The War of the Words.


The British have, of course, made quite staggering contributions to the worlds of culture, fashion, art, music, literature, and celebrating the glory of nearly winning at something. But in one area we must admit our shame – languages, or rather the local dialects that permeate British society.


You see we may look like a heroic nation of brave souls all joined together in a common goal for the betterment of mankind, but scratch the surface and you will find a strange diaspora of confusing words, bizarre accents, and (in what must be regarded as our darkest heart) chirpy cockney barrow boys who use rhyming language to impress the tourists. To paraphrase Churchill we are one nation divided by uncommon tongues.

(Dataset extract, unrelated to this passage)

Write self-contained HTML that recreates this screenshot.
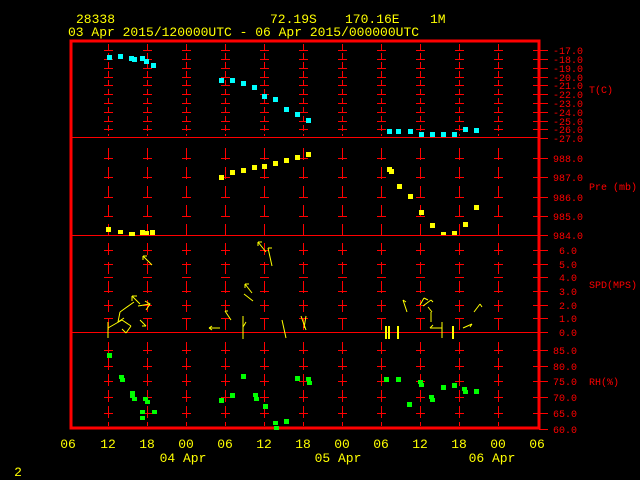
<!DOCTYPE html>
<html><head><meta charset="utf-8"><style>
html,body{margin:0;padding:0;background:#000;width:640px;height:480px;overflow:hidden}
svg{display:block}
text{font-family:"Liberation Mono",monospace}
</style></head><body>
<svg width="640" height="480" viewBox="0 0 640 480" xmlns="http://www.w3.org/2000/svg" shape-rendering="crispEdges">
<rect width="640" height="480" fill="#000"/>
<g fill="#ffff00" font-size="13">
<text x="76" y="23">28338</text>
<text x="270" y="23">72.19S</text>
<text x="345" y="23">170.16E</text>
<text x="430" y="23">1M</text>
<text x="68" y="36">03 Apr 2015/120000UTC - 06 Apr 2015/000000UTC</text>
</g>
<g stroke="#ff0000" stroke-width="1">
<path d="M108.5 44V136M147.5 44V136M186.5 44V136M225.5 44V136M264.5 44V136M303.5 44V136M342.5 44V136M381.5 44V136M420.5 44V136M459.5 44V136M498.5 44V136" stroke-dasharray="6 3"/>
<path d="M108.5 148V330M147.5 148V330M186.5 148V330M225.5 148V330M264.5 148V330M303.5 148V330M342.5 148V330M381.5 148V330M420.5 148V330M459.5 148V330M498.5 148V330" stroke-dasharray="12 7"/>
<path d="M108.5 342V426M147.5 342V426M186.5 342V426M225.5 342V426M264.5 342V426M303.5 342V426M342.5 342V426M381.5 342V426M420.5 342V426M459.5 342V426M498.5 342V426" stroke-dasharray="12 4"/>
<g stroke-dasharray="9 30">
<path d="M104 50.5H543M104 59.5H543M104 68.5H543M104 77.5H543M104 85.5H543M104 94.5H543M104 103.5H543M104 112.5H543M104 121.5H543M104 129.5H543"/>
<path d="M104 158.5H543M104 177.5H543M104 197.5H543M104 216.5H543"/>
<path d="M104 250.5H543M104 264.5H543M104 277.5H543M104 291.5H543M104 305.5H543M104 318.5H543"/>
<path d="M104 350.5H543M104 366.5H543M104 381.5H543M104 397.5H543M104 413.5H543"/>
</g>
<path d="M539 50.5H548M539 59.5H548M539 68.5H548M539 77.5H548M539 85.5H548M539 94.5H548M539 103.5H548M539 112.5H548M539 121.5H548M539 129.5H548M539 138.5H548M539 158.5H548M539 177.5H548M539 197.5H548M539 216.5H548M539 235.5H548M539 250.5H548M539 264.5H548M539 277.5H548M539 291.5H548M539 305.5H548M539 318.5H548M539 332.5H548M539 350.5H548M539 366.5H548M539 381.5H548M539 397.5H548M539 413.5H548M539 429.5H548"/>
</g>
<g fill="#ff0000">
<rect x="70" y="137" width="470" height="1"/>
<rect x="70" y="235" width="470" height="1"/>
<rect x="70" y="332" width="470" height="1"/>
</g>
<rect x="71" y="41" width="468" height="387" fill="none" stroke="#ff0000" stroke-width="3"/>
<g fill="#ff0000" font-size="10">
<text x="553" y="54">-17.0</text><text x="553" y="63">-18.0</text><text x="553" y="72">-19.0</text><text x="553" y="81">-20.0</text><text x="553" y="89">-21.0</text><text x="553" y="98">-22.0</text><text x="553" y="107">-23.0</text><text x="553" y="116">-24.0</text><text x="553" y="125">-25.0</text><text x="553" y="133">-26.0</text><text x="553" y="142">-27.0</text>
<text x="553" y="162">988.0</text><text x="553" y="181">987.0</text><text x="553" y="201">986.0</text><text x="553" y="220">985.0</text><text x="553" y="239">984.0</text>
<text x="559" y="254">6.0</text><text x="559" y="268">5.0</text><text x="559" y="281">4.0</text><text x="559" y="295">3.0</text><text x="559" y="309">2.0</text><text x="559" y="322">1.0</text><text x="559" y="336">0.0</text>
<text x="553" y="354">85.0</text><text x="553" y="370">80.0</text><text x="553" y="385">75.0</text><text x="553" y="401">70.0</text><text x="553" y="417">65.0</text><text x="553" y="433">60.0</text>
<text x="589" y="93">T(C)</text><text x="589" y="190">Pre (mb)</text><text x="589" y="288">SPD(MPS)</text><text x="589" y="385">RH(%)</text>
</g>
<g fill="#00ffff">
<rect x="107" y="55" width="5" height="5"/><rect x="118" y="54" width="5" height="5"/><rect x="129" y="56" width="5" height="5"/><rect x="132" y="57" width="5" height="5"/><rect x="140" y="56" width="5" height="5"/><rect x="144" y="59" width="5" height="5"/><rect x="151" y="63" width="5" height="5"/>
<rect x="219" y="78" width="5" height="5"/><rect x="230" y="78" width="5" height="5"/><rect x="241" y="81" width="5" height="5"/><rect x="252" y="85" width="5" height="5"/><rect x="262" y="94" width="5" height="5"/><rect x="273" y="97" width="5" height="5"/><rect x="284" y="107" width="5" height="5"/><rect x="295" y="112" width="5" height="5"/><rect x="306" y="118" width="5" height="5"/>
<rect x="387" y="129" width="5" height="5"/><rect x="396" y="129" width="5" height="5"/><rect x="408" y="129" width="5" height="5"/><rect x="419" y="132" width="5" height="5"/><rect x="430" y="132" width="5" height="5"/><rect x="441" y="132" width="5" height="5"/><rect x="452" y="132" width="5" height="5"/><rect x="463" y="127" width="5" height="5"/><rect x="474" y="128" width="5" height="5"/>
</g>
<g fill="#ffff00">
<rect x="106" y="227" width="5" height="5"/><rect x="118" y="230" width="5" height="4"/><rect x="129" y="232" width="6" height="4"/><rect x="140" y="230" width="5" height="5"/><rect x="144" y="231" width="5" height="4"/><rect x="150" y="230" width="5" height="5"/>
<rect x="219" y="175" width="5" height="5"/><rect x="230" y="170" width="5" height="5"/><rect x="241" y="168" width="5" height="5"/><rect x="252" y="165" width="5" height="5"/><rect x="262" y="164" width="5" height="5"/><rect x="273" y="161" width="5" height="5"/><rect x="284" y="158" width="5" height="5"/><rect x="295" y="155" width="5" height="5"/><rect x="306" y="152" width="5" height="5"/>
<rect x="387" y="167" width="5" height="5"/><rect x="389" y="169" width="5" height="5"/><rect x="397" y="184" width="5" height="5"/><rect x="408" y="194" width="5" height="5"/><rect x="419" y="210" width="5" height="5"/><rect x="430" y="223" width="5" height="5"/><rect x="441" y="232" width="5" height="3"/><rect x="452" y="231" width="5" height="4"/><rect x="463" y="222" width="5" height="5"/><rect x="474" y="205" width="5" height="5"/>
</g>
<g stroke="#ffff00" stroke-width="1" fill="none" shape-rendering="auto">
<path d="M143 256L152 265M143 256H147M143 256V260"/>
<path d="M108 322V338M108 328L122 320M122 320L131 326M131 326L126 333M126 333L122 329"/>
<path d="M132 296L140 304M132 296H137M132 296V301"/>
<path d="M134 302L120 312M120 312L118 322M118 322L124 318"/>
<path d="M138 306L150 304M145 301L150 304L146 310"/>
<path d="M140 320L146 326M146 326L142 326"/>
<path d="M258 242L266 252M258 242H262M258 242V246"/>
<path d="M268 248L272 266M268 248H272"/>
<path d="M245 284L252 293M245 284H249M245 284V288"/>
<path d="M244 294L253 301"/>
<path d="M225 311L231 320M225 311H228"/>
<path d="M209 328H220M209 328L212 326M209 328L212 330"/>
<path d="M243 316V339M243 327L246 322"/>
<path d="M282 320L286 338"/>
<path d="M301 316L306 330M306 316L304 328"/>
<path d="M386 326V339M389 326V339M398 326V339" stroke-width="2"/>
<path d="M403 300L407 312M403 300L406 302"/>
<path d="M420 305L424 298M424 298L428 300"/>
<path d="M423 306L431 300M431 300L433 302"/>
<path d="M431 312V322M428 307L432 312"/>
<path d="M430 328H442M430 328L433 325"/>
<path d="M442 322V338"/>
<path d="M453 326V339" stroke-width="2"/>
<path d="M463 328L472 324M472 324L470 327"/>
<path d="M474 312L480 304M480 304L482 307"/>
</g>
<g fill="#00ff00">
<rect x="107" y="353" width="5" height="5"/><rect x="119" y="375" width="5" height="4"/><rect x="120" y="378" width="5" height="4"/><rect x="130" y="391" width="5" height="4"/><rect x="130" y="394" width="5" height="4"/><rect x="132" y="397" width="5" height="4"/><rect x="143" y="397" width="5" height="4"/><rect x="145" y="400" width="5" height="4"/><rect x="140" y="410" width="5" height="4"/><rect x="152" y="410" width="5" height="4"/><rect x="140" y="416" width="5" height="4"/>
<rect x="241" y="374" width="5" height="5"/><rect x="230" y="393" width="5" height="5"/><rect x="219" y="398" width="5" height="5"/><rect x="253" y="393" width="5" height="4"/><rect x="254" y="397" width="5" height="4"/><rect x="263" y="404" width="5" height="5"/><rect x="284" y="419" width="5" height="5"/><rect x="273" y="421" width="5" height="4"/><rect x="274" y="426" width="5" height="4"/>
<rect x="295" y="376" width="5" height="5"/><rect x="306" y="377" width="5" height="4"/><rect x="307" y="381" width="5" height="4"/>
<rect x="384" y="377" width="5" height="5"/><rect x="396" y="377" width="5" height="5"/><rect x="407" y="402" width="5" height="5"/><rect x="418" y="380" width="5" height="4"/><rect x="419" y="383" width="5" height="4"/><rect x="429" y="395" width="5" height="4"/><rect x="430" y="398" width="5" height="4"/><rect x="441" y="385" width="5" height="5"/><rect x="452" y="383" width="5" height="5"/><rect x="462" y="387" width="5" height="4"/><rect x="463" y="390" width="5" height="4"/><rect x="474" y="389" width="5" height="5"/>
</g>
<g fill="#ffff00" font-size="13" text-anchor="middle">
<text x="68" y="448">06</text><text x="108" y="448">12</text><text x="147" y="448">18</text><text x="186" y="448">00</text><text x="225" y="448">06</text><text x="264" y="448">12</text><text x="303" y="448">18</text><text x="342" y="448">00</text><text x="381" y="448">06</text><text x="420" y="448">12</text><text x="459" y="448">18</text><text x="498" y="448">00</text><text x="537" y="448">06</text>
<text x="183" y="462">04 Apr</text><text x="338" y="462">05 Apr</text><text x="492" y="462">06 Apr</text>
<text x="18" y="476">2</text>
</g>
</svg>
</body></html>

Take Geordie for instance. This arcane dialect spoken by residents of Newcastle is a wonder to behold. Often taking the guise of one long word with occasional emphasis thrown in, the Geordie tongue has baffled Southerners for decades. We marvel at the enthusiasm with which its barer delivers it, often accompanied by wide eyed stares and wild gesticulations. Sociologists have studied the language in the field but have yet to discover any patterns or discernible words, leading them to think that maybe the natives use pheromones as a cipher to the coded noises, thus preventing outsiders from understanding. Maybe we’ll never know the truth, so until then we’ll keep smiling and nodding as they talk while desperately trying work out our escape route.

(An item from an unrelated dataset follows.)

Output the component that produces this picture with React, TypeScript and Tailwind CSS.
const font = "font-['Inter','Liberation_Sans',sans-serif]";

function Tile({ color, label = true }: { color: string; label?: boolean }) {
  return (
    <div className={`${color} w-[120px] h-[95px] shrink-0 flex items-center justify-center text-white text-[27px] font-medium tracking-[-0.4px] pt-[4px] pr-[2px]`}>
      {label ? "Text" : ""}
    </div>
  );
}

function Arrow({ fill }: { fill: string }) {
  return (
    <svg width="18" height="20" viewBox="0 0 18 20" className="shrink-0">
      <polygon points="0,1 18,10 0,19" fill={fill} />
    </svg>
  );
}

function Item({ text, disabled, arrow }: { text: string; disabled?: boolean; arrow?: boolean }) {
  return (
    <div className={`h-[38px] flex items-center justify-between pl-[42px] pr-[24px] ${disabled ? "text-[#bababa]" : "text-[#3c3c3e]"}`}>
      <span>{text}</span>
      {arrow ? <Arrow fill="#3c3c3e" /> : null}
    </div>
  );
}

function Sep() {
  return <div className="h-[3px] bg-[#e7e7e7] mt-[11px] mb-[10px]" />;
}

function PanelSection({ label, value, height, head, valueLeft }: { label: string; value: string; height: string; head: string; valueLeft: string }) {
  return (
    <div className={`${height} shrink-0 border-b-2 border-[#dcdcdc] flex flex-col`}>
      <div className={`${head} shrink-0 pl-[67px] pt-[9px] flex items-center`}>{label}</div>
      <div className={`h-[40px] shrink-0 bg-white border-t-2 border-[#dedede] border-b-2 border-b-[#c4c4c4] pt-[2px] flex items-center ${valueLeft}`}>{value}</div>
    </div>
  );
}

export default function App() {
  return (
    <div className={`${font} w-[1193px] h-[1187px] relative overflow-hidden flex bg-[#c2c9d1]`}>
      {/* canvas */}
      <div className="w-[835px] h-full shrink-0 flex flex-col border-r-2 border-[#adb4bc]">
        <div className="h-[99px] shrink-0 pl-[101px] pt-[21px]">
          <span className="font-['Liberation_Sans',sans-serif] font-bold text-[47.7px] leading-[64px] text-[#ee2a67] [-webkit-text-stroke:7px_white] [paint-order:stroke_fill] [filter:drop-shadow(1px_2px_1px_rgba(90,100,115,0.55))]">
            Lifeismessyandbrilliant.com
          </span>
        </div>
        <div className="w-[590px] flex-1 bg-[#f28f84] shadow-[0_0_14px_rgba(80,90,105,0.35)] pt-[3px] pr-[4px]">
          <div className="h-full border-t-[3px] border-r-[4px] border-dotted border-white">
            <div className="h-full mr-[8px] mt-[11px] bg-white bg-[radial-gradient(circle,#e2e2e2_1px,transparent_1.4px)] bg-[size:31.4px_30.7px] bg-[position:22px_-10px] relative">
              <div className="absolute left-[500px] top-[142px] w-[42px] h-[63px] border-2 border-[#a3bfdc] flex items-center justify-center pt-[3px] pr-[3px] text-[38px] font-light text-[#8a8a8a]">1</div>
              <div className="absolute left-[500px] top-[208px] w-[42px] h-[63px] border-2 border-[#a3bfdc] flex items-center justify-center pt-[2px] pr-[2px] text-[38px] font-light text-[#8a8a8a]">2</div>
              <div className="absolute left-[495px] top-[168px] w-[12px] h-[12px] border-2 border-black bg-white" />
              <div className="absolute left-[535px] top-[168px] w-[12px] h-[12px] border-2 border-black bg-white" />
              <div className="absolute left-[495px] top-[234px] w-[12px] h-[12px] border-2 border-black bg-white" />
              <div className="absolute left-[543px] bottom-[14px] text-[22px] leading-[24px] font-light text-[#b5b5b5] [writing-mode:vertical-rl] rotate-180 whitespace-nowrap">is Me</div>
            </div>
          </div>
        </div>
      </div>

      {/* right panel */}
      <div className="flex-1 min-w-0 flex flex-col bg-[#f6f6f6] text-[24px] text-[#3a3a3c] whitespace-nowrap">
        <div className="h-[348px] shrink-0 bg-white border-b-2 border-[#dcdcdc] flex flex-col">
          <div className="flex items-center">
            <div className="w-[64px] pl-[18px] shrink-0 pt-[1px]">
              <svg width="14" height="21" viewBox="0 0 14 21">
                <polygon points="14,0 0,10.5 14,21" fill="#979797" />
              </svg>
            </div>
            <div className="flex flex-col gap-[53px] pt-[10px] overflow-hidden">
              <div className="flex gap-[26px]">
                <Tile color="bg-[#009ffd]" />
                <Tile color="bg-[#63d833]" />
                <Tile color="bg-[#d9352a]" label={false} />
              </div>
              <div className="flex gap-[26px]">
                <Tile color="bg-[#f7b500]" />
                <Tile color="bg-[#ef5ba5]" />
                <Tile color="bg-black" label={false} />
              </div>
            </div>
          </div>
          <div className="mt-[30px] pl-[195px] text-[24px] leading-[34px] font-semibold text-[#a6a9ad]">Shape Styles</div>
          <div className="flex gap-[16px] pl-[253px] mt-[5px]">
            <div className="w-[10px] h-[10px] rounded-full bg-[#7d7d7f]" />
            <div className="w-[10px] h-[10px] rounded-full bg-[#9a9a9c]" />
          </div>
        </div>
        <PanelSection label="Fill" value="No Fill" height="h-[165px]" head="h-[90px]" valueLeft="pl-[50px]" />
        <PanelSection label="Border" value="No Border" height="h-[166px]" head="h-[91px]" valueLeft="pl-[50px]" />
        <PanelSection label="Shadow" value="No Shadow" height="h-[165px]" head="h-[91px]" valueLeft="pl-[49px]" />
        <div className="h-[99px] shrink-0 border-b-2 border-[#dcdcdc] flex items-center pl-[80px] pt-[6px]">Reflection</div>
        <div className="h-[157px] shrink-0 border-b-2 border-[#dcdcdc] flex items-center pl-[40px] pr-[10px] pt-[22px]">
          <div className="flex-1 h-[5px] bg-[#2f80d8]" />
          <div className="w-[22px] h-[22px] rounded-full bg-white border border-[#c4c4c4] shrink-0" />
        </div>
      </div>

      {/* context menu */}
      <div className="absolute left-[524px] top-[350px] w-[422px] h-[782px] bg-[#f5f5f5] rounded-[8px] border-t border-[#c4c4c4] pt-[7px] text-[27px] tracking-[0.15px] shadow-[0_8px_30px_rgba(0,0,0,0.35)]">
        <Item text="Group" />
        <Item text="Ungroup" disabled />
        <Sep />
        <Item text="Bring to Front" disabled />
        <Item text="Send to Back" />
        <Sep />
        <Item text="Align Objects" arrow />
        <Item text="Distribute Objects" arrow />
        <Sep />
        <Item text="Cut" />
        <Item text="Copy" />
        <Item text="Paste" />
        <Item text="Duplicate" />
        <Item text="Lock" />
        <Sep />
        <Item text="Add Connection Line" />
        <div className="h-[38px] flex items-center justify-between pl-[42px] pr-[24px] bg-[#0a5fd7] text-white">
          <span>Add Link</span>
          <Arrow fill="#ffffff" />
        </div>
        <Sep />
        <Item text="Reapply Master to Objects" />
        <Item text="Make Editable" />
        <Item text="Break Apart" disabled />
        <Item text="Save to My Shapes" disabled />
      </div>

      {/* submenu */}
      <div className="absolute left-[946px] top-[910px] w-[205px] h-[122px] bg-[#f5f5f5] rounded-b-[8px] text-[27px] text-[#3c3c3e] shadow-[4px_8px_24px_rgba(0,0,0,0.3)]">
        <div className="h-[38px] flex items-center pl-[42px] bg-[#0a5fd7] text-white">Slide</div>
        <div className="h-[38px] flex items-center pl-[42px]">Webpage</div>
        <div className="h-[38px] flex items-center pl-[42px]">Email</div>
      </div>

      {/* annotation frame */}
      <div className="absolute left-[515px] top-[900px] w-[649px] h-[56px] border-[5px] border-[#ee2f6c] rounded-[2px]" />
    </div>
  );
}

The Geordie people are not alone in their mystery, Manchunia remains an elusive and depressing sounding dialect, Liverpoolian is notable for it’s harsh and nonsensical tones, while exponents of Birmingavin are just funny. One language that has somehow managed to escape it’s locale and even travel as far as the distant shores of America is the Cockney Rhyming Slang, or Bollocks for short. In years gone by grubby faced dwellers of South London could be heard replacing simple words like Wife with the more complex Trouble and Strife, and Suit with Whistle and Flute. Eventually government forces were brought in to put an end to the proliferation of the tongue as productivity has dropped to shocking levels due to the fact that any sentence that was spoken in the language would take about twenty minutes to finish due the barrage of extra words introduced. This drove the language underground, or more accurately into the ale houses that covered South London like a rash.


Then disaster struck. Dick Van Dyke.


With the release in 1964 of Mary Poppins the world was exposed to the idea of a cheeky, lovable chimney sweep who could jump into pictures and leap around on the top of buildings with reckless abandon – all while speaking in the strangest of accents and the unmistakable undertones of rhyming slang. The Bollocks were out of the bag, so to speak. Soon Hollywood was awash with young children using the language, as seen in films like Bedknobs and Broomsticks, and the world warmed to the inventive use of substitutionary wordage. All seemed lost. But by God’s mighty hand salvation was to appear in the form of Paul Hogan. When the Cockney menace looked set to take a firm and potentially devastating grip on the world’s hearts, out of the wildness arrived Crocodille Dundee and Australianism rode behind. Soon the Van Dyke alikes were replaced with people saying ‘Nah, that’s a knife’ and declaring that they would soon ‘put another shrimp on the barbie’.


Cockney faded from memory and eventually passed into legend….the lands were safe once more.


In the years since the ‘nearly apocalypse’ some attempts have been made by diehard practitioners to raise the banner of Cockney, but thankfully the world is now a wiser place. These ‘Cheadles’ return from whence they came muttering about Barnets, Butchers and China Plates, but their impact is soon overcome. Let us stand strong though, and make sure we teach our children to remain vigilant, for the threat may be lessened but it still remains. We need only make one mistake, like allowing Guy Ritchie to make films or Jason Statham to speak in them, and once again our existence could be blighted with gurning blokes in braces singing about how much rabbit his old girl has.


The darkness stirs and makes its plans. So take care, for if you should find yourself in the dark depths of South London when the moon is full and Eastenders has finished, if you listen carefully you’ll still hear on the wind many of the natives talking pure Bollocks. You’ve been warned.